Moscowitz’s research soon caught the attention of her peers. Her dissertation, “For Better or for Worse: News Discourse, Gay Rights Activism, and the Same-Sex Marriage Debate,” was the recipient of the 2009 Nafziger-White-Salwen Dissertation Award from the Association for Education in Journalism and Mass Communication.

Among Moscowitz’s notable findings, her research revealed that only about 20 percent of gays prominently featured visually in a news report were also quoted.

“It was a seen-but-not-heard type of thing … almost this zoo effect,” Moscowitz says. “Let’s look at the gay and lesbian couples but not allow them a chance to speak.”

One Newsweek issue, for example, had a cover image of a gay couple, but a lengthy article inside did not quote them. “They’re visual ornaments,” Moscowitz says.

Moscowitz also documented that gays were quoted considerably less in news reports than political and religious leaders who opposed legalizing gay marriage.

“That says something about how the debate was weighted,” she says.

Gay activists told Moscowitz they did not relish being quoted in news reports opposite the president, senators and ministers – all people occupying well-respected offices or positions.

“I’m losing this debate before I even walk in the door,” they told her.

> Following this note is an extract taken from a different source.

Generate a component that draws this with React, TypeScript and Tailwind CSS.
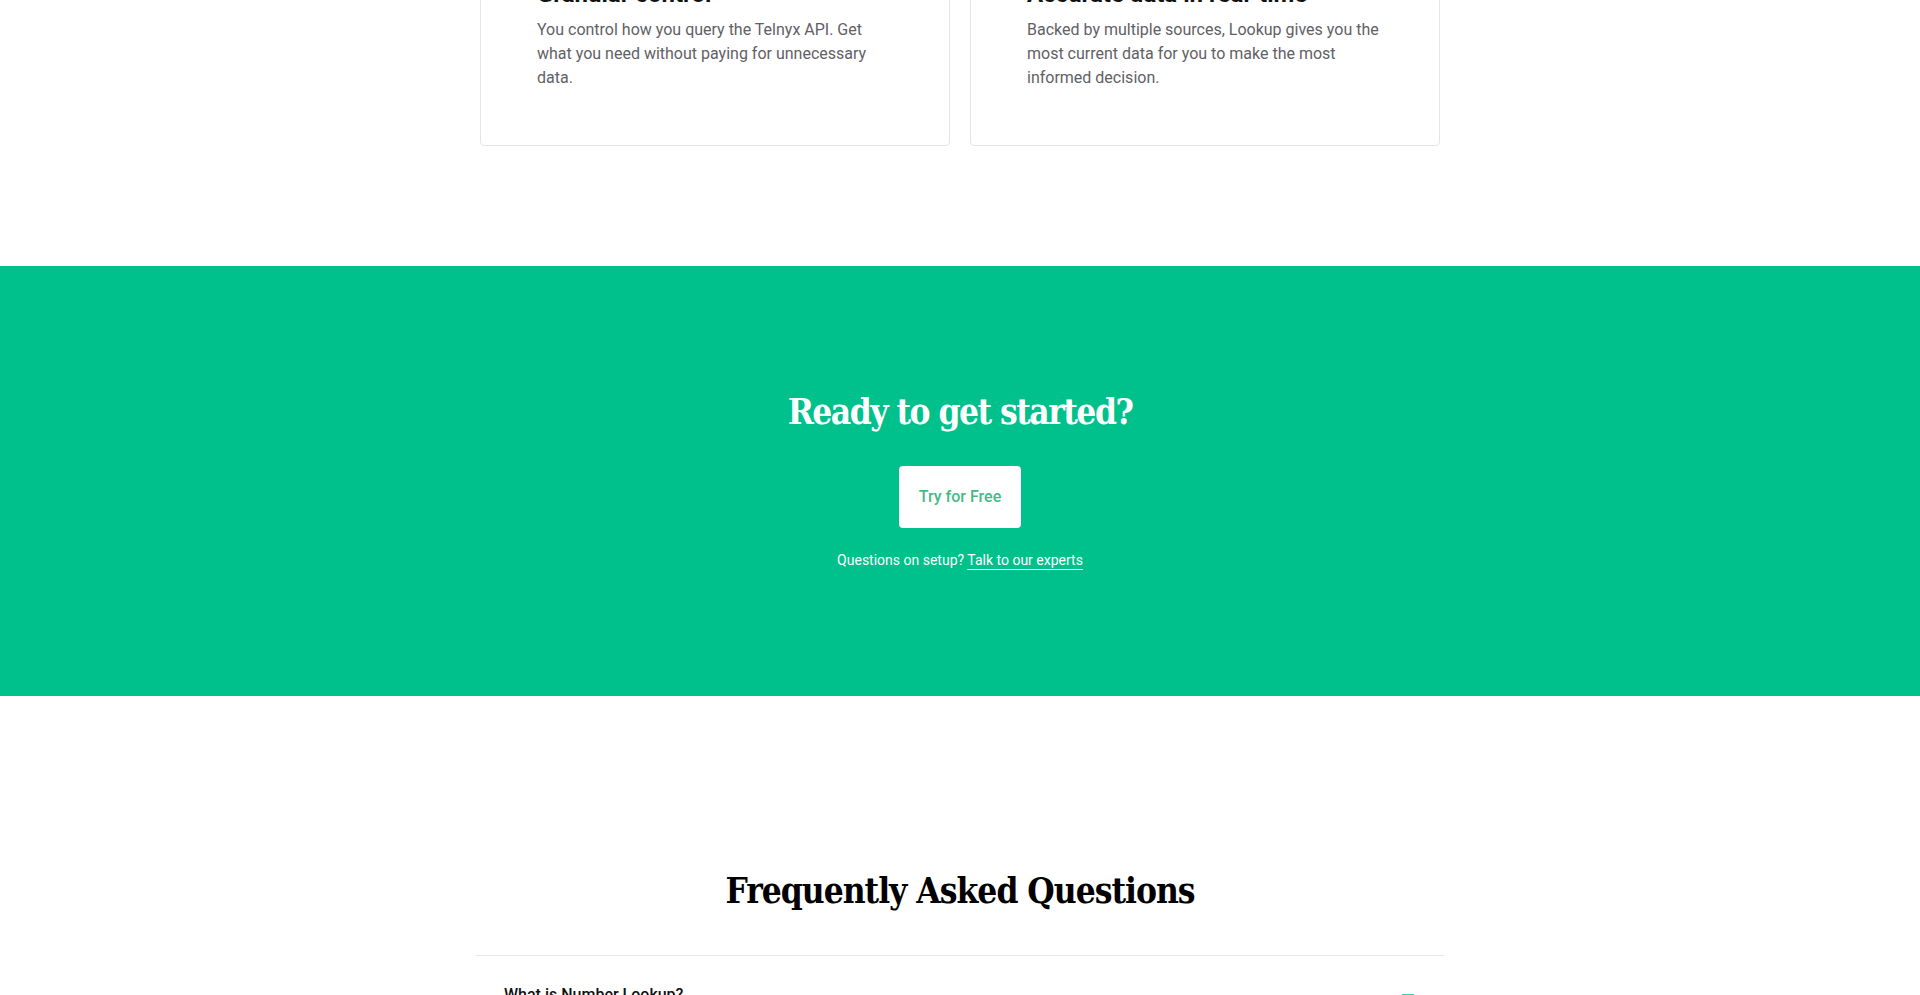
import React from "react";

const cards = [
  {
    title: "Granular control",
    body: "You control how you query the Telnyx API. Get what you need without paying for unnecessary data.",
  },
  {
    title: "Accurate data in real-time",
    body: "Backed by multiple sources, Lookup gives you the most current data for you to make the most informed decision.",
  },
];

export default function App() {
  return (
    <div className="min-h-screen bg-white font-['Roboto','Liberation_Sans',sans-serif] text-black">
      <section className="-mt-[79px] pb-[120px]">
        <div className="mx-auto grid w-[960px] grid-cols-2 gap-5">
          {cards.map((c) => (
            <div
              key={c.title}
              className="rounded-[4px] border border-[#e3e4e6] bg-white px-14 pt-14 pb-[55px]"
            >
              <h3 className="mb-2 text-[24px] leading-8 font-bold text-[#111111]">{c.title}</h3>
              <p className="text-[16px] leading-6 text-[#5f6166]">{c.body}</p>
            </div>
          ))}
        </div>
      </section>

      <section className="flex flex-col items-center bg-[#00c08b] pt-[123px] pb-[124px] text-white">
        <h2 className="font-['DejaVu_Serif_Condensed','DejaVu_Serif',serif] font-stretch-condensed text-[35px] leading-[46px] font-bold tracking-[-1.5px]">
          Ready to get started?
        </h2>
        <a
          href="#"
          className="mt-[31px] rounded-[4px] bg-white px-5 py-[21px] text-[16px] leading-5 font-medium text-[#45b987]"
        >
          Try for Free
        </a>
        <p className="mt-5 text-[14px] leading-6">
          Questions on setup?{" "}
          <a href="#" className="underline decoration-1 underline-offset-[4px]">
            Talk to our experts
          </a>
        </p>
      </section>

      <section className="pt-[174px]">
        <h2 className="text-center font-['DejaVu_Serif_Condensed','DejaVu_Serif',serif] font-stretch-condensed text-[35px] leading-[42px] font-bold tracking-[-1px] text-black">
          Frequently Asked Questions
        </h2>
        <div className="mx-auto mt-[43px] w-[968px] border-t border-[#e8e8e8]">
          <div className="flex items-center justify-between pt-[27px] pr-[30px] pl-7">
            <span className="text-[16px] leading-6 font-medium text-[#111111]">What is Number Lookup?</span>
            <span className="block h-[2px] w-3 bg-[#2fd09f]" />
          </div>
          <div className="h-40" />
        </div>
      </section>
    </div>
  );
}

Ten states now allow gay marriage, and Moscowitz says there is plenty more for her to study. She wonders, for example, when the media will feature gay couples of color regularly. She wonders when the media will not identify a source simply by their sexual orientation, but by other characteristics as well, such as if they’re rich or poor, living in a rural area or a city. Lastly, she wonders when the media will focus on an underrepresented subgroup: gays who are opposed to gay marriage.